A Mother's Lessons
By
Danielle Cote Serar
Something that has always been remarkable to me as a parent and stepparent has been watching my children “get” something. The moment you see the lightbulb go off and the concept has stuck. It’s especially amusing when, as a parent, you have said something a hundred times but someone else says the same thing and it clicks for them.
I had my own moment the other day. I can see my mom shaking her head amused as she looks down at me. I was listening to a speaker, the topic nothing I had not heard before. But there was a moment and in the way she said it, that just clicked for me. She talked about perfection and a mother’s compulsion to choose and make the right decision, to be perfect. But making the “right” choice requires us to know the future, which is impossible. What we can do is make the best decision for this moment. And give ourselves permission to change that decision if it doesn’t work.

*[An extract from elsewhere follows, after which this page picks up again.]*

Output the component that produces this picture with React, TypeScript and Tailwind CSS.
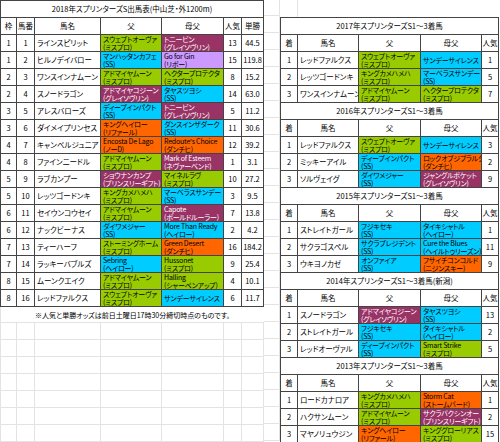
type Tone = 'g' | 'c' | 'm' | 'o' | 'p'
type Sire = [string, string | null, Tone]

const tone: Record<Tone, string> = {
  g: 'bg-[#99cc00] text-black',
  c: 'bg-[#00ccff] text-black',
  m: 'bg-[#993366] text-white',
  o: 'bg-[#ff6600] text-black',
  p: 'bg-[#cc99ff] text-black',
}

const entries: { waku: number; no: number; name: string; sire: Sire; bms: Sire; pop: number; odds: string }[] = [
  { waku: 1, no: 1, name: 'ラインスピリット', sire: ['スウェプトオーヴァ', 'ミスプロ', 'g'], bms: ['トニービン', 'グレイソヴリン', 'm'], pop: 13, odds: '44.5' },
  { waku: 1, no: 2, name: 'ヒルノデイバロー', sire: ['マンハッタンカフェ', 'SS', 'c'], bms: ['Go for Gin', 'リボー', 'p'], pop: 15, odds: '119.8' },
  { waku: 2, no: 3, name: 'ワンスインナムーン', sire: ['アドマイヤムーン', 'ミスプロ', 'g'], bms: ['ヘクタープロテクタ', 'ミスプロ', 'g'], pop: 8, odds: '15.2' },
  { waku: 2, no: 4, name: 'スノードラゴン', sire: ['アドマイヤコジーン', 'グレイソヴリン', 'm'], bms: ['タヤスツヨシ', 'SS', 'c'], pop: 14, odds: '63.0' },
  { waku: 3, no: 5, name: 'アレスバローズ', sire: ['ディープインパクト', 'SS', 'c'], bms: ['トニービン', 'グレイソヴリン', 'm'], pop: 5, odds: '11.2' },
  { waku: 3, no: 6, name: 'ダイメイプリンセス', sire: ['キングヘイロー', 'リファール', 'o'], bms: ['ダンスインザダーク', 'SS', 'c'], pop: 11, odds: '30.6' },
  { waku: 4, no: 7, name: 'キャンベルジュニア', sire: ['Encosta De Lago', 'ノーD', 'o'], bms: ["Redoute's Choice", 'ダンチヒ', 'o'], pop: 12, odds: '39.2' },
  { waku: 4, no: 8, name: 'ファインニードル', sire: ['アドマイヤムーン', 'ミスプロ', 'g'], bms: ['Mark of Esteem', 'ネヴァーベンド', 'm'], pop: 1, odds: '3.1' },
  { waku: 5, no: 9, name: 'ラブカンプー', sire: ['ショウナンカンプ', 'プリンスリーギフト', 'm'], bms: ['マイネルラヴ', 'ミスプロ', 'g'], pop: 10, odds: '27.2' },
  { waku: 5, no: 10, name: 'レッツゴードンキ', sire: ['キングカメハメハ', 'ミスプロ', 'g'], bms: ['マーベラスサンデー', 'SS', 'c'], pop: 3, odds: '9.5' },
  { waku: 6, no: 11, name: 'セイウンコウセイ', sire: ['アドマイヤムーン', 'ミスプロ', 'g'], bms: ['Capote', 'ボールドルーラー', 'm'], pop: 7, odds: '13.8' },
  { waku: 6, no: 12, name: 'ナックビーナス', sire: ['ダイワメジャー', 'SS', 'c'], bms: ['More Than Ready', 'ヘイロー', 'c'], pop: 2, odds: '4.2' },
  { waku: 7, no: 13, name: 'ティーハーフ', sire: ['ストーミングホーム', 'ミスプロ', 'g'], bms: ['Green Desert', 'ダンチヒ', 'o'], pop: 16, odds: '184.2' },
  { waku: 7, no: 14, name: 'ラッキーバブルズ', sire: ['Sebring', 'ヘイロー', 'c'], bms: ['Hussonet', 'ミスプロ', 'g'], pop: 9, odds: '25.4' },
  { waku: 8, no: 15, name: 'ムーンクエイク', sire: ['アドマイヤムーン', 'ミスプロ', 'g'], bms: ['Halling', 'シャーペンアップ', 'g'], pop: 4, odds: '10.1' },
  { waku: 8, no: 16, name: 'レッドファルクス', sire: ['スウェプトオーヴァ', 'ミスプロ', 'g'], bms: ['サンデーサイレンス', null, 'c'], pop: 6, odds: '11.7' },
]

const past: { title: string; rows: { name: string; sire: Sire; bms: Sire; pop: number }[] }[] = [
  {
    title: '2017年スプリンターズS1～3着馬',
    rows: [
      { name: 'レッドファルクス', sire: ['スウェプトオーヴァ', 'ミスプロ', 'g'], bms: ['サンデーサイレンス', null, 'c'], pop: 1 },
      { name: 'レッツゴードンキ', sire: ['キングカメハメハ', 'ミスプロ', 'g'], bms: ['マーベラスサンデー', 'SS', 'c'], pop: 5 },
      { name: 'ワンスインナムーン', sire: ['アドマイヤムーン', 'ミスプロ', 'g'], bms: ['ヘクタープロテクタ', 'ミスプロ', 'g'], pop: 7 },
    ],
  },
  {
    title: '2016年スプリンターズS1～3着馬',
    rows: [
      { name: 'レッドファルクス', sire: ['スウェプトオーヴァ', 'ミスプロ', 'g'], bms: ['サンデーサイレンス', null, 'c'], pop: 3 },
      { name: 'ミッキーアイル', sire: ['ディープインパクト', 'SS', 'c'], bms: ['ロックオブジブラルタル', 'ダンチヒ', 'o'], pop: 2 },
      { name: 'ソルヴェイグ', sire: ['ダイワメジャー', 'SS', 'c'], bms: ['ジャングルポケット', 'グレイソヴリン', 'm'], pop: 9 },
    ],
  },
  {
    title: '2015年スプリンターズS1～3着馬',
    rows: [
      { name: 'ストレイトガール', sire: ['フジキセキ', 'SS', 'c'], bms: ['タイキシャトル', 'ヘイロー', 'c'], pop: 1 },
      { name: 'サクラゴスペル', sire: ['サクラプレジデント', 'SS', 'c'], bms: ['Cure the Blues', 'ヘイルトゥリーズン', 'c'], pop: 11 },
      { name: 'ウキヨノカゼ', sire: ['オンファイア', 'SS', 'c'], bms: ['フサイチコンコルド', 'ニジンスキー', 'o'], pop: 9 },
    ],
  },
  {
    title: '2014年スプリンターズS1～3着馬(新潟)',
    rows: [
      { name: 'スノードラゴン', sire: ['アドマイヤコジーン', 'グレイソヴリン', 'm'], bms: ['タヤスツヨシ', 'SS', 'c'], pop: 13 },
      { name: 'ストレイトガール', sire: ['フジキセキ', 'SS', 'c'], bms: ['タイキシャトル', 'ヘイロー', 'c'], pop: 2 },
      { name: 'レッドオーヴァル', sire: ['ディープインパクト', 'SS', 'c'], bms: ['Smart Strike', 'ミスプロ', 'g'], pop: 5 },
    ],
  },
  {
    title: '2013年スプリンターズS1～3着馬',
    rows: [
      { name: 'ロードカナロア', sire: ['キングカメハメハ', 'ミスプロ', 'g'], bms: ['Storm Cat', 'ストームバード', 'o'], pop: 1 },
      { name: 'ハクサンムーン', sire: ['アドマイヤムーン', 'ミスプロ', 'g'], bms: ['サクラバクシンオー', 'プリンスリーギフト', 'm'], pop: 2 },
      { name: 'マヤノリュウジン', sire: ['キングヘイロー', 'リファール', 'o'], bms: ['キンググローリアス', 'ミスプロ', 'g'], pop: 15 },
    ],
  },
]

const cell = 'flex h-[17px] items-center overflow-hidden whitespace-nowrap border-b border-r border-[#444]'

function SireCell({ s }: { s: Sire }) {
  const [name, line, t] = s
  return (
    <div className={`${cell} flex-col !items-start justify-center pl-[2px] text-[7px] leading-[8px] tracking-[-0.2px] ${tone[t]}`}>
      <span>{name}</span>
      {line && <span>({line})</span>}
    </div>
  )
}

function Center({ children }: { children: React.ReactNode }) {
  return <div className={`${cell} justify-center`}>{children}</div>
}

export default function App() {
  return (
    <div className="flex h-[442px] w-[500px] overflow-hidden bg-white font-[family-name:'Noto_Sans_CJK_JP',sans-serif] text-[7.5px] leading-[10px] text-black [font-feature-settings:'palt']">
      {/* 出馬表 */}
      <div className="flex w-[264px] flex-col">
        <div className="grid grid-cols-[16px_18px_66px_61px_62px_18px_22px] border-l border-t border-[#444]">
          <div className={`${cell} col-span-7 h-[16px] justify-center`}>2018年スプリンターズS出馬表(中山芝・外1200m)</div>
          {['枠', '馬番', '馬名', '父', '母父', '人気', '単勝'].map((h) => (
            <Center key={h}>{h}</Center>
          ))}
          {entries.map((e) => (
            <div key={e.no} className="contents">
              <Center>{e.waku}</Center>
              <Center>{e.no}</Center>
              <div className={`${cell} pl-[2px]`}>{e.name}</div>
              <SireCell s={e.sire} />
              <SireCell s={e.bms} />
              <Center>{e.pop}</Center>
              <Center>{e.odds}</Center>
            </div>
          ))}
        </div>
        <div className="flex h-[16px] shrink-0 items-center justify-center border-b border-l border-[#e3e3e3] text-[7px]">
          ※人気と単勝オッズは前日土曜日17時30分締切時点のものです。
        </div>
        <div className="grid grid-cols-[16px_18px_66px_61px_62px_18px_22px] border-l border-[#e3e3e3]">
          {Array.from({ length: 56 }).map((_, i) => (
            <div key={i} className="h-[17px] border-b border-r border-[#e3e3e3]" />
          ))}
        </div>
      </div>

      {/* 空きセル */}
      <div className="flex w-[16px] flex-col">
        {Array.from({ length: 26 }).map((_, i) => (
          <div key={i} className={`${i === 0 ? 'h-[16px]' : 'h-[17px]'} shrink-0 border-b border-r border-[#e3e3e3]`} />
        ))}
      </div>

      {/* 過去の1～3着馬 */}
      <div className="flex w-[220px] flex-col">
        <div className="flex h-[17px] shrink-0">
          <div className="w-[18px] border-r border-[#e3e3e3]" />
        </div>
        <div className="grid w-[219px] grid-cols-[17px_61px_62px_61px_17px] border-l border-t border-[#444]">
          {past.map((sec) => (
            <div key={sec.title} className="contents">
              <div className={`${cell} col-span-5 justify-center`}>{sec.title}</div>
              {['着', '馬名', '父', '母父', '人気'].map((h) => (
                <Center key={h}>{h}</Center>
              ))}
              {sec.rows.map((r, i) => (
                <div key={r.name + i} className="contents">
                  <Center>{i + 1}</Center>
                  <div className={`${cell} pl-[2px]`}>{r.name}</div>
                  <SireCell s={r.sire} />
                  <SireCell s={r.bms} />
                  <Center>{r.pop}</Center>
                </div>
              ))}
            </div>
          ))}
        </div>
      </div>
    </div>
  )
}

My mom use to tell me these two simple comments in so many different ways. She drilled into me in her oh-so-gentle way that we are perfectly imperfect. That life is dynamic and the decisions are only as permanent as we chose to maintain them. That we have a right to change our minds. And for the most part, I have embraced her lessons. But then I became a mom.
For a reason I’m not completely sure of, I have become obsessed with making the “right” decision. So worried that I’m gonna screw up or more appropriately screw THEM up. But making the right choice is just another word for being perfect. Whatever it was that the speaker said, was what I needed to hear to give myself permission not to be the perfect parent but to be their parent.